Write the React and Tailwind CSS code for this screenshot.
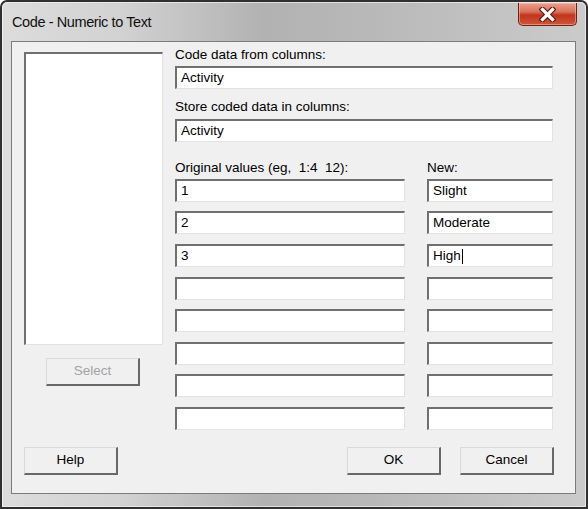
import React from 'react';

const font = { fontFamily: '"Liberation Sans", Arial, sans-serif' };

function Field({ value, caret }) {
  return (
    <div className="h-[23px] bg-white border-t-2 border-l-2 border-t-[#707070] border-l-[#707070] border-r border-b border-r-[#e2e2e2] border-b-[#e2e2e2] flex items-center pl-[4px] text-[13.5px] leading-[16px] text-black">
      <span>{value}</span>
      {caret && <span className="inline-block w-px h-[15px] bg-black ml-px" />}
    </div>
  );
}

function WinButton({ label, disabled, className = '' }) {
  return (
    <div
      className={`w-[94px] h-[28px] bg-[#f0f0f0] border-t border-l border-t-[#dadada] border-l-[#dadada] border-r-2 border-b-2 border-r-[#686868] border-b-[#686868] flex items-center justify-center text-[13.5px] ${
        disabled ? 'text-[#a3a3a3]' : 'text-black'
      } ${className}`}
    >
      {label}
    </div>
  );
}

function CloseButton() {
  return (
    <div className="w-[59px] h-[23px] rounded-b-[5px] border border-t-0 border-[#6b2419] bg-[linear-gradient(180deg,#eaa08e_0%,#d9705a_40%,#c0351c_55%,#d0553a_100%)] shadow-[inset_0_0_0_1px_rgba(255,210,200,0.45)] flex items-center justify-center">
      <svg width="17" height="15" viewBox="0 0 17 15">
        <path d="M3.5 2.5 L13.5 12.5 M13.5 2.5 L3.5 12.5" stroke="#5a1c12" strokeWidth="5.5" strokeLinecap="square" />
        <path d="M3.5 2.5 L13.5 12.5 M13.5 2.5 L3.5 12.5" stroke="#ffffff" strokeWidth="3.2" strokeLinecap="square" />
      </svg>
    </div>
  );
}

export default function App() {
  const originals = ['1', '2', '3', '', '', '', '', ''];
  const coded = ['Slight', 'Moderate', 'High', '', '', '', '', ''];

  return (
    <div className="w-[588px] h-[509px]" style={font}>
      {/* window frame */}
      <div className="w-full h-full border-2 border-[#303030] rounded-t-[7px] bg-[linear-gradient(90deg,#dcdcdc_0%,#d2d2d2_20%,#b2b2b2_45%,#b9b9b9_65%,#cbcbcb_100%)]">
        <div className="w-full h-full border border-[#f2f2f2]/70 rounded-t-[6px] flex flex-col">
          {/* title bar */}
          <div className="h-[38px] flex justify-between pl-[9px] pr-[8px]">
            <div className="flex items-center text-[14.5px] leading-[20px] tracking-[-0.4px] text-[#111]">
              Code - Numeric to Text
            </div>
            <CloseButton />
          </div>

          {/* client area */}
          <div className="mx-[8px] mr-[9px] mb-[12px] flex-1 border border-[#7c7c7c] bg-[#f0f0f0] flex flex-col pt-[5px] pl-[12px] pr-[21px] pb-[18px]">
            <div className="flex items-start gap-[12px]">
              {/* column list */}
              <div className="w-[139px] mt-[5px] flex flex-col">
                <div className="h-[293px] bg-white border-t-2 border-l-2 border-t-[#707070] border-l-[#707070] border-r border-b border-r-[#e2e2e2] border-b-[#e2e2e2]" />
                <WinButton label="Select" disabled className="mt-[13px] ml-[22px]" />
              </div>

              {/* fields */}
              <div className="w-[378px] flex flex-col text-[13.5px] leading-[16px] text-black">
                <div>Code data from columns:</div>
                <div className="mt-[3px]">
                  <Field value="Activity" />
                </div>
                <div className="mt-[10px]">Store coded data in columns:</div>
                <div className="mt-[4px]">
                  <Field value="Activity" />
                </div>

                <div className="mt-[18px] grid grid-cols-[230px_126px] gap-x-[22px]">
                  <div className="whitespace-pre">Original values (eg,  1:4  12):</div>
                  <div>New:</div>
                </div>
                <div className="mt-[3px] grid grid-cols-[230px_126px] gap-x-[22px] gap-y-[9.6px]">
                  {originals.map((v, i) => (
                    <React.Fragment key={i}>
                      <Field value={v} />
                      <Field value={coded[i]} caret={i === 2} />
                    </React.Fragment>
                  ))}
                </div>
              </div>
            </div>

            {/* dialog buttons */}
            <div className="mt-[17px] flex justify-between">
              <WinButton label="Help" />
              <div className="flex gap-[19px]">
                <WinButton label="OK" />
                <WinButton label="Cancel" />
              </div>
            </div>
          </div>
        </div>
      </div>
    </div>
  );
}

**Brief:** Write out the listing above again, exactly, but with no pictures in the copy.

**Right answer:**
Write the React and Tailwind CSS code for this screenshot.
import React from 'react';

const font = { fontFamily: '"Liberation Sans", Arial, sans-serif' };

function Field({ value, caret }) {
  return (
    <div className="h-[23px] bg-white border-t-2 border-l-2 border-t-[#707070] border-l-[#707070] border-r border-b border-r-[#e2e2e2] border-b-[#e2e2e2] flex items-center pl-[4px] text-[13.5px] leading-[16px] text-black">
      <span>{value}</span>
      {caret && <span className="inline-block w-px h-[15px] bg-black ml-px" />}
    </div>
  );
}

function WinButton({ label, disabled, className = '' }) {
  return (
    <div
      className={`w-[94px] h-[28px] bg-[#f0f0f0] border-t border-l border-t-[#dadada] border-l-[#dadada] border-r-2 border-b-2 border-r-[#686868] border-b-[#686868] flex items-center justify-center text-[13.5px] ${
        disabled ? 'text-[#a3a3a3]' : 'text-black'
      } ${className}`}
    >
      {label}
    </div>
  );
}

function CloseButton() {
  return (
    <div className="w-[59px] h-[23px] rounded-b-[5px] border border-t-0 border-[#6b2419] bg-[linear-gradient(180deg,#eaa08e_0%,#d9705a_40%,#c0351c_55%,#d0553a_100%)] shadow-[inset_0_0_0_1px_rgba(255,210,200,0.45)] flex items-center justify-center">
      <svg width="17" height="15" viewBox="0 0 17 15">
        <path d="M3.5 2.5 L13.5 12.5 M13.5 2.5 L3.5 12.5" stroke="#5a1c12" strokeWidth="5.5" strokeLinecap="square" />
        <path d="M3.5 2.5 L13.5 12.5 M13.5 2.5 L3.5 12.5" stroke="#ffffff" strokeWidth="3.2" strokeLinecap="square" />
      </svg>
    </div>
  );
}

export default function App() {
  const originals = ['1', '2', '3', '', '', '', '', ''];
  const coded = ['Slight', 'Moderate', 'High', '', '', '', '', ''];

  return (
    <div className="w-[588px] h-[509px]" style={font}>
      {/* window frame */}
      <div className="w-full h-full border-2 border-[#303030] rounded-t-[7px] bg-[linear-gradient(90deg,#dcdcdc_0%,#d2d2d2_20%,#b2b2b2_45%,#b9b9b9_65%,#cbcbcb_100%)]">
        <div className="w-full h-full border border-[#f2f2f2]/70 rounded-t-[6px] flex flex-col">
          {/* title bar */}
          <div className="h-[38px] flex justify-between pl-[9px] pr-[8px]">
            <div className="flex items-center text-[14.5px] leading-[20px] tracking-[-0.4px] text-[#111]">
              Code - Numeric to Text
            </div>
            <CloseButton />
          </div>

          {/* client area */}
          <div className="mx-[8px] mr-[9px] mb-[12px] flex-1 border border-[#7c7c7c] bg-[#f0f0f0] flex flex-col pt-[5px] pl-[12px] pr-[21px] pb-[18px]">
            <div className="flex items-start gap-[12px]">
              {/* column list */}
              <div className="w-[139px] mt-[5px] flex flex-col">
                <div className="h-[293px] bg-white border-t-2 border-l-2 border-t-[#707070] border-l-[#707070] border-r border-b border-r-[#e2e2e2] border-b-[#e2e2e2]" />
                <WinButton label="Select" disabled className="mt-[13px] ml-[22px]" />
              </div>

              {/* fields */}
              <div className="w-[378px] flex flex-col text-[13.5px] leading-[16px] text-black">
                <div>Code data from columns:</div>
                <div className="mt-[3px]">
                  <Field value="Activity" />
                </div>
                <div className="mt-[10px]">Store coded data in columns:</div>
                <div className="mt-[4px]">
                  <Field value="Activity" />
                </div>

                <div className="mt-[18px] grid grid-cols-[230px_126px] gap-x-[22px]">
                  <div className="whitespace-pre">Original values (eg,  1:4  12):</div>
                  <div>New:</div>
                </div>
                <div className="mt-[3px] grid grid-cols-[230px_126px] gap-x-[22px] gap-y-[9.6px]">
                  {originals.map((v, i) => (
                    <React.Fragment key={i}>
                      <Field value={v} />
                      <Field value={coded[i]} caret={i === 2} />
                    </React.Fragment>
                  ))}
                </div>
              </div>
            </div>

            {/* dialog buttons */}
            <div className="mt-[17px] flex justify-between">
              <WinButton label="Help" />
              <div className="flex gap-[19px]">
                <WinButton label="OK" />
                <WinButton label="Cancel" />
              </div>
            </div>
          </div>
        </div>
      </div>
    </div>
  );
}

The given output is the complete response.